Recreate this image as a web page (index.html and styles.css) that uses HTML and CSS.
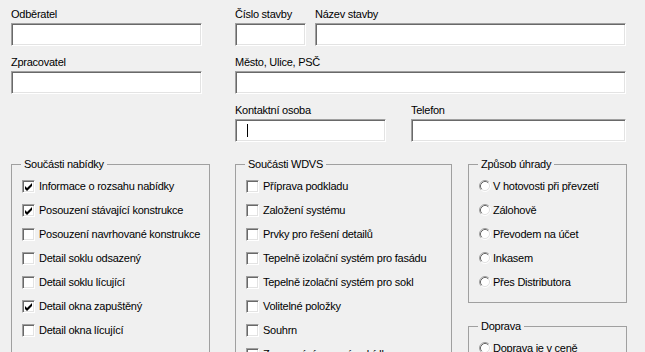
FILE: index.html
```
<!DOCTYPE html>
<html lang="cs">
<head>
    <meta charset="UTF-8">
    <title>Nabídka</title>
    <link rel="stylesheet" href="styles.css">
</head>
<body>
<div class="page">

    <div class="top">
        <div class="col col-left">
            <div class="field">
                <label>Odběratel</label>
                <div class="box"></div>
            </div>
            <div class="field">
                <label>Zpracovatel</label>
                <div class="box"></div>
            </div>
        </div>

        <div class="col col-right">
            <div class="row">
                <div class="field w-cislo">
                    <label>Číslo stavby</label>
                    <div class="box"></div>
                </div>
                <div class="field grow">
                    <label>Název stavby</label>
                    <div class="box"></div>
                </div>
            </div>
            <div class="field">
                <label>Město, Ulice, PSČ</label>
                <div class="box"></div>
            </div>
            <div class="row row-wide">
                <div class="field w-kontakt">
                    <label>Kontaktní osoba</label>
                    <div class="box"><span class="caret"></span></div>
                </div>
                <div class="field grow">
                    <label>Telefon</label>
                    <div class="box"></div>
                </div>
            </div>
        </div>
    </div>

    <div class="groups">
        <fieldset class="group g-nabidka">
            <legend>Součásti nabídky</legend>
            <div class="opt"><span class="check on"><svg viewBox="0 0 11 11"><polygon points="2,5 4,7 9,2 9,5 4,10 2,8"/></svg></span>Informace o rozsahu nabídky</div>
            <div class="opt"><span class="check on"><svg viewBox="0 0 11 11"><polygon points="2,5 4,7 9,2 9,5 4,10 2,8"/></svg></span>Posouzení stávající konstrukce</div>
            <div class="opt"><span class="check"></span>Posouzení navrhované konstrukce</div>
            <div class="opt"><span class="check"></span>Detail soklu odsazený</div>
            <div class="opt"><span class="check"></span>Detail soklu lícující</div>
            <div class="opt"><span class="check on"><svg viewBox="0 0 11 11"><polygon points="2,5 4,7 9,2 9,5 4,10 2,8"/></svg></span>Detail okna zapuštěný</div>
            <div class="opt"><span class="check"></span>Detail okna lícující</div>
        </fieldset>

        <fieldset class="group g-wdvs">
            <legend>Součásti WDVS</legend>
            <div class="opt"><span class="check"></span>Příprava podkladu</div>
            <div class="opt"><span class="check"></span>Založení systému</div>
            <div class="opt"><span class="check"></span>Prvky pro řešení detailů</div>
            <div class="opt"><span class="check"></span>Tepelně izolační systém pro fasádu</div>
            <div class="opt"><span class="check"></span>Tepelně izolační systém pro sokl</div>
            <div class="opt"><span class="check"></span>Volitelné položky</div>
            <div class="opt"><span class="check"></span>Souhrn</div>
            <div class="opt"><span class="check"></span>Zpracování cenové nabídky</div>
        </fieldset>

        <div class="stack">
            <fieldset class="group g-uhrada">
                <legend>Způsob úhrady</legend>
                <div class="opt"><svg class="radio" viewBox="0 0 12 12"><circle cx="6" cy="6" r="4.5" fill="#fff"/><path d="M2.11 9.89A5.5 5.5 0 0 1 9.89 2.11" stroke="#a0a0a0"/><path d="M9.89 2.11A5.5 5.5 0 0 1 2.11 9.89" stroke="#fff"/><path d="M2.82 9.18A4.5 4.5 0 0 1 9.18 2.82" stroke="#696969"/><path d="M9.18 2.82A4.5 4.5 0 0 1 2.82 9.18" stroke="#e3e3e3"/></svg>V hotovosti při převzetí</div>
                <div class="opt"><svg class="radio" viewBox="0 0 12 12"><circle cx="6" cy="6" r="4.5" fill="#fff"/><path d="M2.11 9.89A5.5 5.5 0 0 1 9.89 2.11" stroke="#a0a0a0"/><path d="M9.89 2.11A5.5 5.5 0 0 1 2.11 9.89" stroke="#fff"/><path d="M2.82 9.18A4.5 4.5 0 0 1 9.18 2.82" stroke="#696969"/><path d="M9.18 2.82A4.5 4.5 0 0 1 2.82 9.18" stroke="#e3e3e3"/></svg>Zálohově</div>
                <div class="opt"><svg class="radio" viewBox="0 0 12 12"><circle cx="6" cy="6" r="4.5" fill="#fff"/><path d="M2.11 9.89A5.5 5.5 0 0 1 9.89 2.11" stroke="#a0a0a0"/><path d="M9.89 2.11A5.5 5.5 0 0 1 2.11 9.89" stroke="#fff"/><path d="M2.82 9.18A4.5 4.5 0 0 1 9.18 2.82" stroke="#696969"/><path d="M9.18 2.82A4.5 4.5 0 0 1 2.82 9.18" stroke="#e3e3e3"/></svg>Převodem na účet</div>
                <div class="opt"><svg class="radio" viewBox="0 0 12 12"><circle cx="6" cy="6" r="4.5" fill="#fff"/><path d="M2.11 9.89A5.5 5.5 0 0 1 9.89 2.11" stroke="#a0a0a0"/><path d="M9.89 2.11A5.5 5.5 0 0 1 2.11 9.89" stroke="#fff"/><path d="M2.82 9.18A4.5 4.5 0 0 1 9.18 2.82" stroke="#696969"/><path d="M9.18 2.82A4.5 4.5 0 0 1 2.82 9.18" stroke="#e3e3e3"/></svg>Inkasem</div>
                <div class="opt"><svg class="radio" viewBox="0 0 12 12"><circle cx="6" cy="6" r="4.5" fill="#fff"/><path d="M2.11 9.89A5.5 5.5 0 0 1 9.89 2.11" stroke="#a0a0a0"/><path d="M9.89 2.11A5.5 5.5 0 0 1 2.11 9.89" stroke="#fff"/><path d="M2.82 9.18A4.5 4.5 0 0 1 9.18 2.82" stroke="#696969"/><path d="M9.18 2.82A4.5 4.5 0 0 1 2.82 9.18" stroke="#e3e3e3"/></svg>Přes Distributora</div>
            </fieldset>

            <fieldset class="group g-doprava">
                <legend>Doprava</legend>
                <div class="opt"><svg class="radio" viewBox="0 0 12 12"><circle cx="6" cy="6" r="4.5" fill="#fff"/><path d="M2.11 9.89A5.5 5.5 0 0 1 9.89 2.11" stroke="#a0a0a0"/><path d="M9.89 2.11A5.5 5.5 0 0 1 2.11 9.89" stroke="#fff"/><path d="M2.82 9.18A4.5 4.5 0 0 1 9.18 2.82" stroke="#696969"/><path d="M9.18 2.82A4.5 4.5 0 0 1 2.82 9.18" stroke="#e3e3e3"/></svg>Doprava je v ceně</div>
                <div class="opt"><svg class="radio" viewBox="0 0 12 12"><circle cx="6" cy="6" r="4.5" fill="#fff"/><path d="M2.11 9.89A5.5 5.5 0 0 1 9.89 2.11" stroke="#a0a0a0"/><path d="M9.89 2.11A5.5 5.5 0 0 1 2.11 9.89" stroke="#fff"/><path d="M2.82 9.18A4.5 4.5 0 0 1 9.18 2.82" stroke="#696969"/><path d="M9.18 2.82A4.5 4.5 0 0 1 2.82 9.18" stroke="#e3e3e3"/></svg>Doprava se účtuje</div>
            </fieldset>
        </div>
    </div>

</div>
</body>
</html>
```

FILE: styles.css
```
body {
    margin: 0;
    height: 352px;
    overflow: hidden;
    background-color: #f0f0f0;
    font-family: "Liberation Sans", Arial, sans-serif;
    font-size: 11px;
    letter-spacing: -0.25px;
    color: #000;
}

.page {
    padding: 8px 0 0 11px;
}

/* horni cast s textovymi poli */
.top {
    display: flex;
    gap: 33px;
}

.col {
    display: flex;
    flex-direction: column;
    gap: 10px;
}

.col-left {
    width: 191px;
}

.col-right {
    width: 391px;
}

.row {
    display: flex;
    gap: 9px;
}

.row-wide {
    gap: 25px;
}

.field {
    display: flex;
    flex-direction: column;
    gap: 2px;
}

.field label {
    line-height: 13px;
    height: 13px;
    white-space: nowrap;
}

.w-cislo {
    width: 71px;
}

.w-kontakt {
    width: 151px;
}

.grow {
    flex: 1;
}

/* pole ve stylu klasickych Windows */
.box {
    box-sizing: border-box;
    height: 23px;
    background-color: #fff;
    border: 1px solid;
    border-color: #a0a0a0 #fff #fff #a0a0a0;
    box-shadow: inset 1px 1px #696969, inset -1px -1px #e3e3e3;
    display: flex;
    align-items: center;
}

.caret {
    width: 1px;
    height: 13px;
    margin-left: 11px;
    background-color: #000;
}

/* skupiny */
.groups {
    display: flex;
    align-items: flex-start;
    margin-top: 16px;
}

.group {
    box-sizing: border-box;
    margin: 0;
    padding: 3px 0 8px 9px;
    border: 1px solid #a0a0a0;
    min-inline-size: 0;
}

.group legend {
    padding: 0 3px;
    line-height: 13px;
}

.g-nabidka {
    width: 199px;
    height: 240px;
    margin-right: 25px;
}

.g-wdvs {
    width: 217px;
    height: 240px;
    margin-right: 16px;
}

.stack {
    width: 159px;
    display: flex;
    flex-direction: column;
    gap: 17px;
}

.g-uhrada,
.g-doprava {
    width: 159px;
}

.opt {
    display: flex;
    align-items: center;
    height: 24px;
    gap: 4px;
    white-space: nowrap;
}

.check {
    box-sizing: border-box;
    flex: none;
    width: 13px;
    height: 13px;
    margin-left: 1px;
    background-color: #fff;
    border: 1px solid;
    border-color: #a0a0a0 #fff #fff #a0a0a0;
    box-shadow: inset 1px 1px #696969, inset -1px -1px #e3e3e3;
}

.check svg {
    display: block;
    width: 11px;
    height: 11px;
    fill: #000;
}

.radio {
    flex: none;
    width: 12px;
    height: 12px;
    margin-left: 1px;
    margin-right: -2px;
    fill: none;
}
```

» PROBLEM STATEMENT:
From the data, list each line in which the string "page" appears.

» COMPLETED EXERCISE:
Recreate this image as a web page (index.html and styles.css) that uses HTML and CSS.
<div class="page">
.page {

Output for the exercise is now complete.